We are now trying to implement this wireloss hop ourselves with the help of some people living in rural areas who have done it themselves and will probably have internet running in Kakrana soon. But the point remains that this should have been done by the Government in the same way as it should provide decent primary education and primary health care to remote rural areas.
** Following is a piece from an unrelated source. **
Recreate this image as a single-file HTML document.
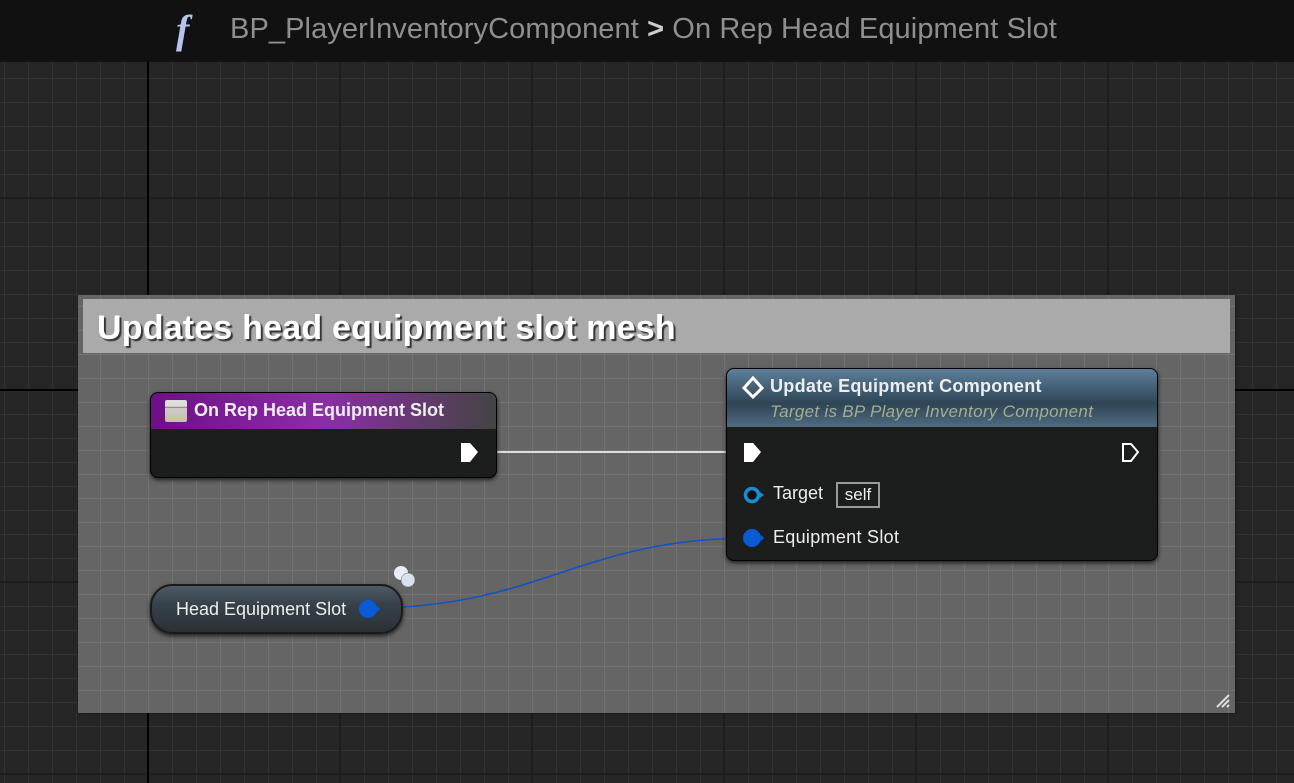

But in the same way as education and health are in the doldrums in this country so also smart villages will remain a distant dream for some time to come and the prospects of smart cities aren't too bright either!!! 

4 comments:

Unknown said...

Nice Information..
Their is high demand for smart villages in India to overcome main issues smartly, health is the big challenge which India is facing from long back, Technology in healthcare can change the scenario start-ups like eVaidya.com are highly encouraged by the governments this will generate awareness using technology broadband Internet connections..

Sanjeev Sabharwal said...

Eye-opening article, Rahul.

Lamp post said...

rahul, did u talk to these DEF fellows who are working in Madhya Pradesh for such open mesh net.

http://defindia.org/def-ford-foundation-partnered-for-providing-unlicensed-band-wireless-connectivity-to-guna-tribals-in-madhya-pradesh/

Rahul Banerjee said...

Hi Lamps, thanks for the link. I will follow up on this with DEF. The technology is workable but as I said the problem is that BSNL does not provide good broadband connectivity at the initial point. Then there is the matter of maintaining the wireless link spread over 30 kms.